The answers I got mainly ranged around 20 – 23, which was quite close to the truth. Some even guessed me to be 18 or 19, which was not necessarily a good thing, because when secondary school kids perceive you as only a few years older than them, things may not always go smoothly.

Then, around the beginning of this year, (only) my 4th year in service, I began to notice things about myself. Things that weren’t so obvious in earlier years.

The tiredness. The fatigue. The eyebags. The lines. Small, but lines, all the same. And the tiredness. The overall tiredness.

I also began to notice that the new batch of students who asked me the same question of me and got the same reply from me would proceed to give me figures that ranged a little higher. Some guessed 25-30. Some said “30+?” hesitantly (sigh). Some said “You can’t be more than 25”, which of course made me relatively happy.

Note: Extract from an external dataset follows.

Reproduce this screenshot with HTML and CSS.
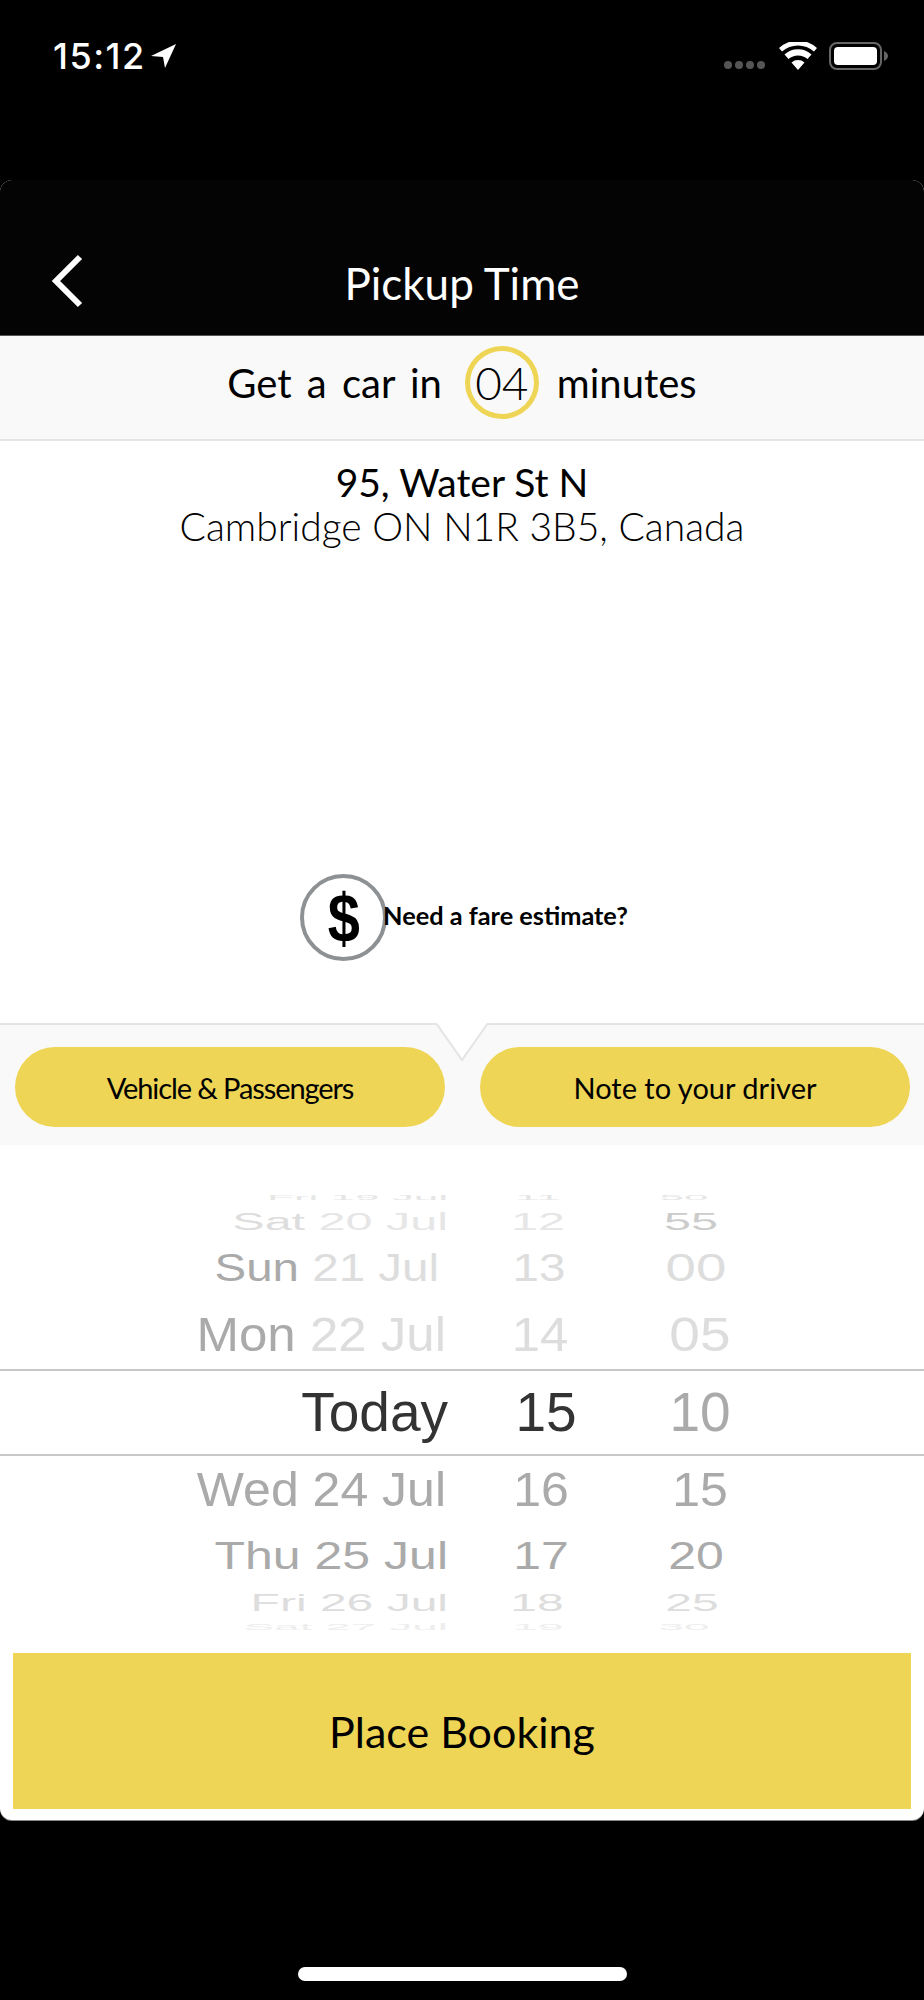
FILE: index.html
```html
<!DOCTYPE html>
<html lang="en">
<head>
<meta charset="utf-8">
<title>Pickup Time</title>
<link rel="stylesheet" href="styles.css">
</head>
<body>
<div class="phone">
  <header class="status">
    <div class="status-left">
      <span class="clock">15:12</span>
      <svg class="loc" viewBox="0 0 25 24"><path d="M25 0 L0 12 L12 13 L14 24 Z" fill="#fff"/></svg>
    </div>
    <div class="status-right">
      <span class="signal"><i></i><i></i><i></i><i></i></span>
      <svg class="wifi" viewBox="0 0 38 28"><path d="M19 28 L12.5 20.5 A10 10 0 0 1 25.5 20.5 Z M9.5 17 L5.5 12.5 A20 20 0 0 1 32.5 12.5 L28.5 17 A14.500 14.500 0 0 0 9.500 17 Z M3 9.500 L0 6 A28 28 0 0 1 38 6 L35 9.500 A24 24 0 0 0 3 9.500 Z" fill="#fff"/></svg>
      <svg class="battery" viewBox="0 0 59 28"><rect x="1" y="1" width="51" height="26" rx="7" fill="none" stroke="#666" stroke-width="2"/><rect x="5" y="5" width="43" height="18" rx="4" fill="#fff"/><path d="M55 9 Q59 11 59 14 Q59 17 55 19 Z" fill="#666"/></svg>
    </div>
  </header>

  <main class="card">
    <div class="nav">
      <svg class="back" viewBox="0 0 32 54"><path d="M29 3 L5 27 L29 51" fill="none" stroke="#fff" stroke-width="6"/></svg>
      <h1 class="nav-title">Pickup Time</h1>
    </div>

    <div class="eta">
      <span>Get a car in</span>
      <span class="eta-circle">04</span>
      <span>minutes</span>
    </div>

    <section class="details">
      <div class="address">
        <div class="address-main">95, Water St N</div>
        <div class="address-sub">Cambridge ON N1R 3B5, Canada</div>
      </div>
      <div class="fare">
        <span class="fare-icon"><span class="fare-glyph">$</span></span>
        <span class="fare-text">Need a fare estimate?</span>
      </div>
    </section>

    <div class="options">
      <svg class="notch" viewBox="0 0 54 40"><path d="M0 0 H54 L27 37 Z" fill="#fff"/><path d="M1 0 L27 37 L53 0" fill="none" stroke="#e4e4e4" stroke-width="2"/></svg>
      <button class="pill pill-tight">Vehicle &amp; Passengers</button>
      <button class="pill">Note to your driver</button>
    </div>

    <div class="picker">
      <div class="row r-a"><span class="date">Fri 19 Jul</span><span class="hour">11</span><span class="min">50</span></div>
      <div class="row r-b"><span class="date"><span class="wd">Sat</span> 20 Jul</span><span class="hour">12</span><span class="min dark">55</span></div>
      <div class="row r-c"><span class="date"><span class="wd">Sun</span> 21 Jul</span><span class="hour">13</span><span class="min">00</span></div>
      <div class="row r-d"><span class="date"><span class="wd">Mon</span> 22 Jul</span><span class="hour">14</span><span class="min">05</span></div>
      <div class="row r-e"><span class="date">Today</span><span class="hour">15</span><span class="min">10</span></div>
      <div class="row r-f"><span class="date">Wed 24 Jul</span><span class="hour">16</span><span class="min">15</span></div>
      <div class="row r-g"><span class="date">Thu 25 Jul</span><span class="hour">17</span><span class="min">20</span></div>
      <div class="row r-h"><span class="date">Fri 26 Jul</span><span class="hour">18</span><span class="min">25</span></div>
      <div class="row r-i"><span class="date">Sat 27 Jul</span><span class="hour">19</span><span class="min">30</span></div>
    </div>

    <div class="cta-wrap">
      <button class="cta">Place Booking</button>
    </div>
  </main>

  <footer class="home"><span class="home-bar"></span></footer>
</div>
</body>
</html>
```
FILE: styles.css
```css
* { box-sizing: border-box; }
html, body { margin: 0; padding: 0; background: #000; }
body { font-family: "Lato", "Liberation Sans", sans-serif; color: #000; }
.phone { width: 924px; height: 2000px; display: flex; flex-direction: column; background: #000; }

/* status bar */
.status { height: 180px; flex: none; display: flex; justify-content: space-between; align-items: flex-start; padding: 41px 36px 0 53px; }
.status-left { display: flex; align-items: center; gap: 5px; }
.clock { font-family: "Inter", sans-serif; font-size: 36px; font-weight: 500; line-height: 30px; color: #fff; letter-spacing: 1.5px; }
.loc { width: 25px; height: 24px; display: block; }
.status-right { display: flex; align-items: flex-end; height: 29px; }
.signal { display: flex; gap: 3px; margin-right: 14px; margin-bottom: 1px; }
.signal i { width: 8px; height: 8px; border-radius: 50%; background: #555; display: block; }
.wifi { width: 38px; height: 28px; display: block; margin-right: 12px; }
.battery { width: 59px; height: 28px; display: block; }

/* card */
.card { height: 1640px; flex: none; display: flex; flex-direction: column; background: #fff; border-radius: 12px; overflow: hidden; box-shadow: 0 1px 0 #888; }
.nav { height: 156px; flex: none; background: #040404; display: flex; align-items: flex-end; justify-content: center; padding-bottom: 27px; position: relative; border-bottom: 1px solid #555; }
.back { position: absolute; left: 51px; top: 74px; width: 32px; height: 54px; }
.nav-title { margin: 0; font-size: 44px; font-weight: 400; line-height: 50px; color: #fff; }

.eta { height: 105px; flex: none; background: #f9f9f9; border-bottom: 2px solid #e5e5e5; display: flex; align-items: center; justify-content: center; gap: 18px; font-size: 40px; word-spacing: 5px; color: #000; padding-bottom: 10px; }
.eta-circle { width: 74px; height: 73px; margin-left: 5px; border-radius: 50%; border: 5px solid #eed555; display: flex; align-items: center; justify-content: center; font-weight: 300; font-size: 46px; }

.details { height: 582px; flex: none; display: flex; flex-direction: column; align-items: center; padding-top: 19px; }
.address { text-align: center; }
.address-main { font-size: 39px; line-height: 44px; }
.address-sub { font-size: 39px; line-height: 44px; font-weight: 300; }
.fare { display: flex; align-items: center; margin-top: 326px; margin-left: 4px; }
.fare-icon { width: 87px; height: 87px; border-radius: 50%; border: 4px solid #8e9193; background: #fff; display: flex; align-items: center; justify-content: center; }
.fare-glyph { font-family: "Liberation Sans", sans-serif; font-weight: 700; font-size: 68px; line-height: 1; transform: scaleX(.85); }
.fare-text { font-size: 25.3px; font-weight: 700; margin-left: -4px; margin-bottom: 6px; position: relative; }

.options { height: 122px; flex: none; background: #f9f9f9; border-top: 2px solid #e4e4e4; display: flex; justify-content: space-between; padding: 22px 14px 0 15px; position: relative; }
.notch { position: absolute; left: 435px; top: -2px; width: 54px; height: 40px; }
.pill { width: 430px; height: 80px; border: 0; border-radius: 40px; background: #eed555; font-family: inherit; font-size: 29px; color: #000; position: relative; padding: 0; }
.pill-tight { letter-spacing: -1.1px; }

/* wheel picker */
.picker { height: 508px; flex: none; padding-top: 45px; overflow: hidden; font-family: "Liberation Sans", sans-serif; color: #ddd; }
.row { display: grid; grid-template-columns: 448px 184px 122px; grid-template-rows: minmax(0, 1fr); align-items: center; white-space: nowrap; height: var(--h); font-size: var(--fs); line-height: 1; }
.date { text-align: right; transform-origin: right center; transform: scale(1, var(--sy)); translate: var(--dx, 0) 0; }
.hour { text-align: center; transform: scale(1, var(--sy)); translate: var(--hx) 0; }
.min { text-align: center; transform: scale(var(--msx, 1), var(--sy)); translate: var(--mx) 0; }
.wd { color: #aaa; }
.dark { color: #ccc; }
.r-a { --h: 16px; --fs: 44px; --sy: .16; --hx: -2px; --mx: -9px; color: #e6e6e6; }
.r-b { --h: 30px; --fs: 48.500px; --sy: .5; --hx: -2px; --mx: -2px; color: #e6e6e6; }
.r-b .wd { color: #ddd; }
.r-c { --h: 64px; --fs: 47.500px; --sy: .8; --dx: -9px; --hx: -1px; --mx: 3px; --msx: 1.15; }
.r-d { --h: 69px; --fs: 51px; --sy: .94; --dx: -2px; --hx: 0px; --mx: 7px; --msx: 1.08; }
.r-e { --h: 87px; --fs: 55px; --sy: 1; --hx: 6px; --mx: 7px; color: #333; border-top: 2px solid #c8c8c8; border-bottom: 2px solid #c8c8c8; }
.r-e .min { color: #aaa; }
.r-f { --h: 68px; --fs: 50px; --sy: .97; --dx: -2px; --hx: 1px; --mx: 7px; color: #aaa; }
.r-g { --h: 64px; --fs: 50px; --sy: .78; --hx: 1px; --mx: 3px; color: #aaa; }
.r-h { --h: 30px; --fs: 48px; --sy: .5; --hx: -3px; --mx: -1px; }
.r-i { --h: 18px; --fs: 46px; --sy: .2; --hx: -2px; --mx: -9px; color: #eee; }

.cta-wrap { flex: 1; padding: 0 13px; }
.cta { width: 898px; height: 156px; border: 0; background: #eed555; font-family: inherit; font-size: 43px; color: #000; padding: 0; }

.home { flex: 1; display: flex; justify-content: center; padding-top: 147px; }
.home-bar { width: 329px; height: 14px; border-radius: 7px; background: #fff; display: block; }
```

Today, a group of girls in the Sec 2 class expressed such shock and surprise when I told them no, of course I’m not married.

(At the same time I was thinking… Do I need to explain to them what the salutation “MISS” means???)

“But… Cher! Surely you’re engaged?!”

“Nope.”

Inside I was sighing, thinking that the years of work must have worn me down so much that I now look like I’m of confirm-marriageable age, and no longer the age of the young and carefree.

“But Cher, you’re so pretty! And nice! Surely you must at least have a boyfriend?!”

“No. But…” a smile crept across my face.

“Thank you for the compliment.”

I know, I am such a vainpot >.<

“Man-Notes”

Minutes before the test commenced, the students were revising through their notes.

Noticing a boy studying a crumpled piece of paper, I strolled past him and causally glanced at it.

I recognized the familiar points I had written on the board, few months ago. His handwriting, barely legible, scrawled across the paper, filling up every crumpled inch.

“How… How do you study like that?” I asked incredulously.

I glanced around and saw the boy next to him – a lovely, conscientious boy who had written down the exact same points in the exact same mind-map format I taught them – with colours, different beautiful colours, in neat, straight letters, with main points and sub-points colour coded and highlighted and bolded and underlined in all the right places.

“Now THAT – I can study from.” I beamed, happy that my efforts at coming up with the mind-map for them had not gone to waste.

The first boy gave his friend a light punch on the shoulder and mock-sneered: “Huh! Those are GIRL notes. All flowery and colourful. Mine, mine are MAN-NOTES.”

I couldn’t help but burst out in laughter.

 

 

In other news, the girls in my class were kinda B***** today.

 

 

I didn’t always agree with this, but in recent years, I find myself agreeing that boys are so much simpler to handle and understand than girls!